During an international publishing conference, a young Frenchman described his experience at a book- signing event. A woman picked up one of his books, browsed through it, and exclaimed, “At last, a story that’s clean!” He replied gently, “I write clean because I think clean. It’s not an effort.” What he expressed in print came from within, where Christ had altered the very core of his life.

John 15 records Jesus’ lesson to His disciples about abiding in Him as the only means to a fruitful life. In the midst of His imagery of the vine and the branches, Jesus said: “You are already clean because of the word which I have spoken to you” (v.3). Bible scholar W. E. Vine says that the Greek word for clean means “free from impure admixture, without blemish, spotless.”

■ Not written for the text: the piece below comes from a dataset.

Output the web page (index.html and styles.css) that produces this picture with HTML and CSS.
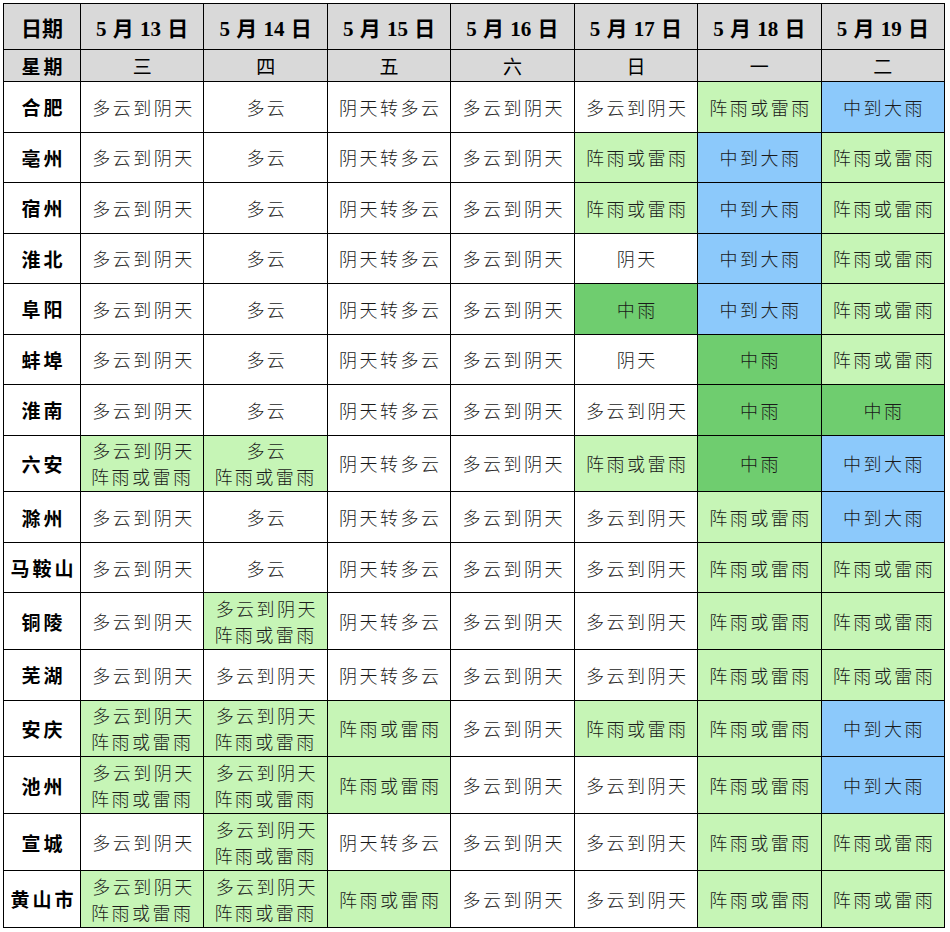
FILE: index.html
```html
<!DOCTYPE html>
<html lang="zh-CN">
<head>
<meta charset="utf-8">
<title>安徽天气预报</title>
<link rel="stylesheet" href="styles.css">
</head>
<body>
<table class="wx">
<colgroup><col class="c-city"><col><col><col><col><col><col><col></colgroup>
<thead>
<tr class="r-date"><th>日期</th><th>5 月 13 日</th><th>5 月 14 日</th><th>5 月 15 日</th><th>5 月 16 日</th><th>5 月 17 日</th><th>5 月 18 日</th><th>5 月 19 日</th></tr>
<tr class="r-week"><th>星期</th><th class="wd">三</th><th class="wd">四</th><th class="wd">五</th><th class="wd">六</th><th class="wd">日</th><th class="wd">一</th><th class="wd">二</th></tr>
</thead>
<tbody>
<tr class="s"><th>合肥</th><td>多云到阴天</td><td>多云</td><td>阴天转多云</td><td>多云到阴天</td><td>多云到阴天</td><td class="lg">阵雨或雷雨</td><td class="bl">中到大雨</td></tr>
<tr class="s"><th>亳州</th><td>多云到阴天</td><td>多云</td><td>阴天转多云</td><td>多云到阴天</td><td class="lg">阵雨或雷雨</td><td class="bl">中到大雨</td><td class="lg">阵雨或雷雨</td></tr>
<tr class="s"><th>宿州</th><td>多云到阴天</td><td>多云</td><td>阴天转多云</td><td>多云到阴天</td><td class="lg">阵雨或雷雨</td><td class="bl">中到大雨</td><td class="lg">阵雨或雷雨</td></tr>
<tr class="s"><th>淮北</th><td>多云到阴天</td><td>多云</td><td>阴天转多云</td><td>多云到阴天</td><td>阴天</td><td class="bl">中到大雨</td><td class="lg">阵雨或雷雨</td></tr>
<tr class="s"><th>阜阳</th><td>多云到阴天</td><td>多云</td><td>阴天转多云</td><td>多云到阴天</td><td class="mg">中雨</td><td class="bl">中到大雨</td><td class="lg">阵雨或雷雨</td></tr>
<tr class="s"><th>蚌埠</th><td>多云到阴天</td><td>多云</td><td>阴天转多云</td><td>多云到阴天</td><td>阴天</td><td class="mg">中雨</td><td class="lg">阵雨或雷雨</td></tr>
<tr class="s"><th>淮南</th><td>多云到阴天</td><td>多云</td><td>阴天转多云</td><td>多云到阴天</td><td>多云到阴天</td><td class="mg">中雨</td><td class="mg">中雨</td></tr>
<tr class="d"><th>六安</th><td class="lg">多云到阴天<br>阵雨或雷雨</td><td class="lg">多云<br>阵雨或雷雨</td><td>阴天转多云</td><td>多云到阴天</td><td class="lg">阵雨或雷雨</td><td class="mg">中雨</td><td class="bl">中到大雨</td></tr>
<tr class="s"><th>滁州</th><td>多云到阴天</td><td>多云</td><td>阴天转多云</td><td>多云到阴天</td><td>多云到阴天</td><td class="lg">阵雨或雷雨</td><td class="bl">中到大雨</td></tr>
<tr class="s"><th>马鞍山</th><td>多云到阴天</td><td>多云</td><td>阴天转多云</td><td>多云到阴天</td><td>多云到阴天</td><td class="lg">阵雨或雷雨</td><td class="lg">阵雨或雷雨</td></tr>
<tr class="d"><th>铜陵</th><td>多云到阴天</td><td class="lg">多云到阴天<br>阵雨或雷雨</td><td>阴天转多云</td><td>多云到阴天</td><td>多云到阴天</td><td class="lg">阵雨或雷雨</td><td class="lg">阵雨或雷雨</td></tr>
<tr class="s"><th>芜湖</th><td>多云到阴天</td><td>多云到阴天</td><td>阴天转多云</td><td>多云到阴天</td><td>多云到阴天</td><td class="lg">阵雨或雷雨</td><td class="lg">阵雨或雷雨</td></tr>
<tr class="d"><th>安庆</th><td class="lg">多云到阴天<br>阵雨或雷雨</td><td class="lg">多云到阴天<br>阵雨或雷雨</td><td class="lg">阵雨或雷雨</td><td>多云到阴天</td><td class="lg">阵雨或雷雨</td><td class="lg">阵雨或雷雨</td><td class="bl">中到大雨</td></tr>
<tr class="d"><th>池州</th><td class="lg">多云到阴天<br>阵雨或雷雨</td><td class="lg">多云到阴天<br>阵雨或雷雨</td><td class="lg">阵雨或雷雨</td><td>多云到阴天</td><td>多云到阴天</td><td class="lg">阵雨或雷雨</td><td class="bl">中到大雨</td></tr>
<tr class="d"><th>宣城</th><td>多云到阴天</td><td class="lg">多云到阴天<br>阵雨或雷雨</td><td>阴天转多云</td><td>多云到阴天</td><td>多云到阴天</td><td class="lg">阵雨或雷雨</td><td class="lg">阵雨或雷雨</td></tr>
<tr class="d"><th>黄山市</th><td class="lg">多云到阴天<br>阵雨或雷雨</td><td class="lg">多云到阴天<br>阵雨或雷雨</td><td class="lg">阵雨或雷雨</td><td>多云到阴天</td><td>多云到阴天</td><td class="lg">阵雨或雷雨</td><td class="lg">阵雨或雷雨</td></tr>
</tbody>
</table>
</body>
</html>
```
FILE: styles.css
```css
html, body {
  margin: 0;
  padding: 0;
  background: #ffffff;
}
body {
  padding: 3px 0 0 3px;
}
.wx {
  border-collapse: collapse;
  table-layout: fixed;
  width: 942px;
  font-family: "Noto Sans CJK SC", sans-serif;
  color: #1a1a1a;
}
.c-city {
  width: 77px;
}
.wx th,
.wx td {
  border: 1px solid #000;
  padding: 0;
  text-align: center;
  vertical-align: middle;
  white-space: nowrap;
  overflow: hidden;
}
.wx td {
  font-size: 18px;
  font-weight: 300;
  letter-spacing: 2.5px;
  line-height: 26px;
  text-indent: 2.5px;
}
.wx th {
  font-family: "Liberation Serif", "Noto Sans CJK SC", serif;
  font-weight: 700;
  font-size: 19px;
  letter-spacing: 3px;
  text-indent: 3px;
  color: #000;
}
.wx thead th {
  background: #d9d9d9;
}
.r-date {
  height: 46px;
}
.r-date th {
  font-size: 21px;
  letter-spacing: 0;
  text-indent: 0;
  word-spacing: 1px;
}
.r-week {
  height: 32px;
}
.wx th.wd {
  font-family: "Noto Sans CJK SC", sans-serif;
  font-weight: 400;
  font-size: 19px;
}
.r-week th:first-child {
  font-family: "Noto Sans CJK SC", sans-serif;
}
.s {
  height: 50.5px;
}
.d {
  height: 56.8px;
}
.wx tbody th {
  font-family: "Noto Sans CJK SC", sans-serif;
  font-weight: 700;
  background: #ffffff;
}
.lg {
  background: #c6f5b6;
}
.mg {
  background: #6fcd6f;
}
.bl {
  background: #8cc9fb;
}
```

A pure heart is the work of Christ, and only in His power can we remain clean. We often fail, but “if we confess our sins, He is faithful and just to . . . cleanse us from all unright-eousness” (1 John 1:9). Renewal is an inside job.

Jesus has made us clean through His sacrifice and His Word. Our speech and actions that strike others as being fresh and pure flow from inside out as we abide in Christ.

Admitting that we’re guilty,
Acknowledging our sin,
Then trusting in Christ’s sacrifice
Will make us clean within. —Sper

Confession to God brings cleansing from God.